EXERCISE BRIEF =>
Write out the full listing exactly as given, minus the images.

DATASET CONTENT =>
────
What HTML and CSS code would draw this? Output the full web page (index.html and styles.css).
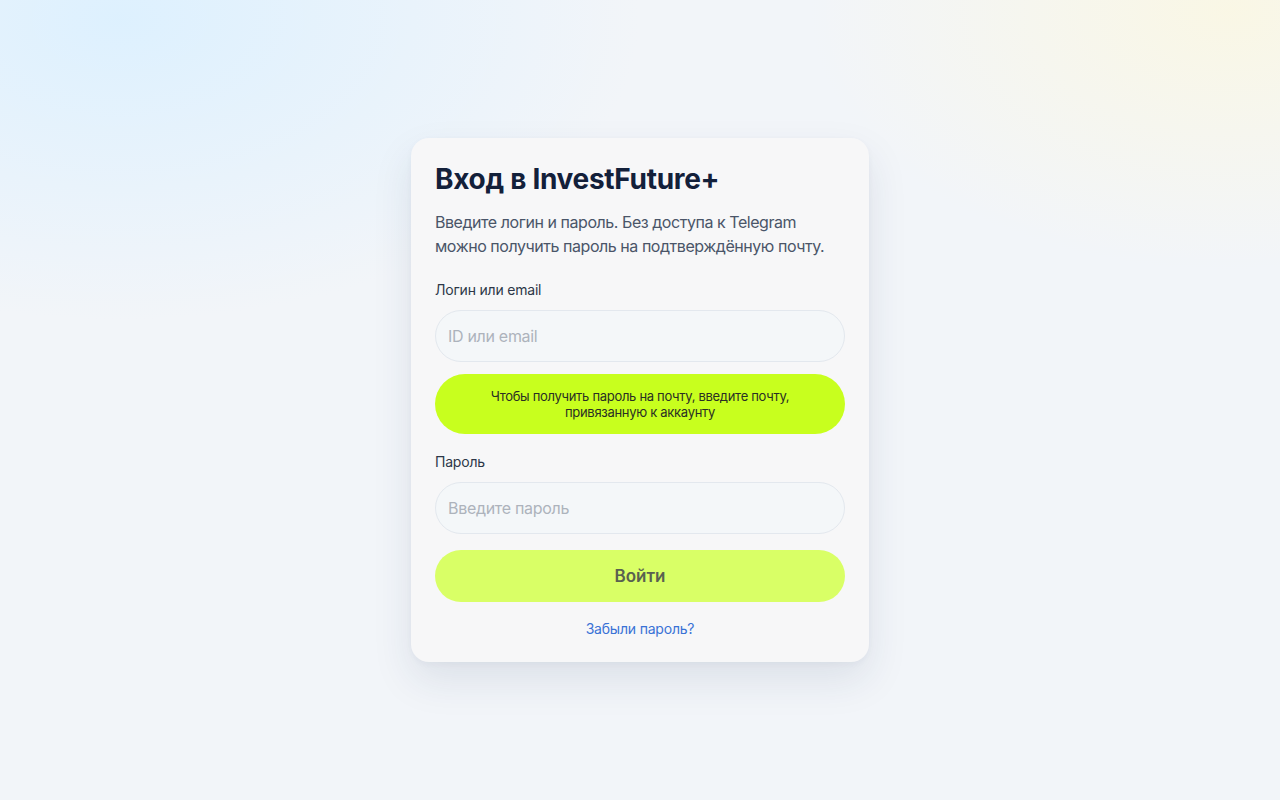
FILE: index.html
```html
<!DOCTYPE html>
<html lang="ru">
<head>
<meta charset="utf-8">
<title>Вход в InvestFuture+</title>
<link rel="stylesheet" href="styles.css">
</head>
<body>
<main class="page">
  <section class="card">
    <h1 class="title">Вход в InvestFuture+</h1>
    <p class="subtitle">Введите логин и пароль. Без доступа к Telegram можно получить пароль на подтверждённую почту.</p>
    <label class="label" for="login">Логин или email</label>
    <input class="field" id="login" type="text" placeholder="ID или email">
    <div class="hint">Чтобы получить пароль на почту, введите почту,<br>привязанную к аккаунту</div>
    <label class="label label-pass" for="pass">Пароль</label>
    <input class="field" id="pass" type="password" placeholder="Введите пароль">
    <button class="submit" type="button">Войти</button>
    <a class="forgot" href="#">Забыли пароль?</a>
  </section>
</main>
</body>
</html>
```
FILE: styles.css
```css
* { box-sizing: border-box; }
html, body { margin: 0; height: 100%; }
body {
  font-family: Inter, "Noto Sans", sans-serif;
  background:
    radial-gradient(ellipse 520px 300px at 120px 20px, rgba(219, 240, 255, 0.9), rgba(219, 240, 255, 0) 100%),
    radial-gradient(ellipse 420px 260px at 1230px 10px, rgba(250, 247, 228, 0.95), rgba(250, 247, 228, 0) 100%),
    #f2f5f9;
}
.page {
  height: 800px;
  display: flex;
  justify-content: center;
  padding-top: 138px;
}
.card {
  width: 458px;
  height: 524px;
  background: #f7f7f8;
  border-radius: 18px;
  padding: 24px 24px;
  display: flex;
  flex-direction: column;
  box-shadow: 0 18px 40px rgba(30, 50, 90, 0.10), 0 2px 6px rgba(30, 50, 90, 0.04);
}
.title {
  margin: 0 0 14px;
  font-size: 28px;
  line-height: 34px;
  font-weight: 700;
  color: #13203a;
  letter-spacing: -0.3px;
}
.subtitle {
  margin: 0 0 22px;
  font-size: 16px;
  line-height: 24px;
  color: #4a5568;
  letter-spacing: -0.45px;
}
.label {
  font-size: 14px;
  line-height: 20px;
  color: #2d3748;
  margin-bottom: 10px;
  letter-spacing: -0.2px;
}
.field {
  height: 52px;
  flex-shrink: 0;
  width: 100%;
  border-radius: 26px;
  border: 1px solid #e3e8ee;
  background: #f4f7f9;
  padding: 0 12px;
  font-family: inherit;
  font-size: 16px;
  color: #1a202c;
  outline: none;
}
.field::placeholder { color: #adb3bc; letter-spacing: -0.3px; }
.hint {
  margin-top: 12px;
  height: 60px;
  flex-shrink: 0;
  border-radius: 30px;
  background: #c8ff1e;
  display: flex;
  align-items: center;
  justify-content: center;
  text-align: center;
  font-size: 13px;
  line-height: 16px;
  color: #2a2f24;
  letter-spacing: -0.3px;
}
.label-pass { margin-top: 18px; }
.submit {
  margin-top: 16px;
  height: 52px;
  flex-shrink: 0;
  width: 100%;
  border: none;
  border-radius: 26px;
  background: #d9ff66;
  font-family: inherit;
  font-size: 17px;
  font-weight: 600;
  color: #5a6150;
  cursor: pointer;
}
.forgot {
  margin-top: 17px;
  align-self: center;
  font-size: 14px;
  line-height: 20px;
  color: #3a72d6;
  text-decoration: none;
  letter-spacing: -0.2px;
}
```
────
ANSWER IN FULL =>
What HTML and CSS code would draw this? Output the full web page (index.html and styles.css).
FILE: index.html
```html
<!DOCTYPE html>
<html lang="ru">
<head>
<meta charset="utf-8">
<title>Вход в InvestFuture+</title>
<link rel="stylesheet" href="styles.css">
</head>
<body>
<main class="page">
  <section class="card">
    <h1 class="title">Вход в InvestFuture+</h1>
    <p class="subtitle">Введите логин и пароль. Без доступа к Telegram можно получить пароль на подтверждённую почту.</p>
    <label class="label" for="login">Логин или email</label>
    <input class="field" id="login" type="text" placeholder="ID или email">
    <div class="hint">Чтобы получить пароль на почту, введите почту,<br>привязанную к аккаунту</div>
    <label class="label label-pass" for="pass">Пароль</label>
    <input class="field" id="pass" type="password" placeholder="Введите пароль">
    <button class="submit" type="button">Войти</button>
    <a class="forgot" href="#">Забыли пароль?</a>
  </section>
</main>
</body>
</html>
```
FILE: styles.css
```css
* { box-sizing: border-box; }
html, body { margin: 0; height: 100%; }
body {
  font-family: Inter, "Noto Sans", sans-serif;
  background:
    radial-gradient(ellipse 520px 300px at 120px 20px, rgba(219, 240, 255, 0.9), rgba(219, 240, 255, 0) 100%),
    radial-gradient(ellipse 420px 260px at 1230px 10px, rgba(250, 247, 228, 0.95), rgba(250, 247, 228, 0) 100%),
    #f2f5f9;
}
.page {
  height: 800px;
  display: flex;
  justify-content: center;
  padding-top: 138px;
}
.card {
  width: 458px;
  height: 524px;
  background: #f7f7f8;
  border-radius: 18px;
  padding: 24px 24px;
  display: flex;
  flex-direction: column;
  box-shadow: 0 18px 40px rgba(30, 50, 90, 0.10), 0 2px 6px rgba(30, 50, 90, 0.04);
}
.title {
  margin: 0 0 14px;
  font-size: 28px;
  line-height: 34px;
  font-weight: 700;
  color: #13203a;
  letter-spacing: -0.3px;
}
.subtitle {
  margin: 0 0 22px;
  font-size: 16px;
  line-height: 24px;
  color: #4a5568;
  letter-spacing: -0.45px;
}
.label {
  font-size: 14px;
  line-height: 20px;
  color: #2d3748;
  margin-bottom: 10px;
  letter-spacing: -0.2px;
}
.field {
  height: 52px;
  flex-shrink: 0;
  width: 100%;
  border-radius: 26px;
  border: 1px solid #e3e8ee;
  background: #f4f7f9;
  padding: 0 12px;
  font-family: inherit;
  font-size: 16px;
  color: #1a202c;
  outline: none;
}
.field::placeholder { color: #adb3bc; letter-spacing: -0.3px; }
.hint {
  margin-top: 12px;
  height: 60px;
  flex-shrink: 0;
  border-radius: 30px;
  background: #c8ff1e;
  display: flex;
  align-items: center;
  justify-content: center;
  text-align: center;
  font-size: 13px;
  line-height: 16px;
  color: #2a2f24;
  letter-spacing: -0.3px;
}
.label-pass { margin-top: 18px; }
.submit {
  margin-top: 16px;
  height: 52px;
  flex-shrink: 0;
  width: 100%;
  border: none;
  border-radius: 26px;
  background: #d9ff66;
  font-family: inherit;
  font-size: 17px;
  font-weight: 600;
  color: #5a6150;
  cursor: pointer;
}
.forgot {
  margin-top: 17px;
  align-self: center;
  font-size: 14px;
  line-height: 20px;
  color: #3a72d6;
  text-decoration: none;
  letter-spacing: -0.2px;
}
```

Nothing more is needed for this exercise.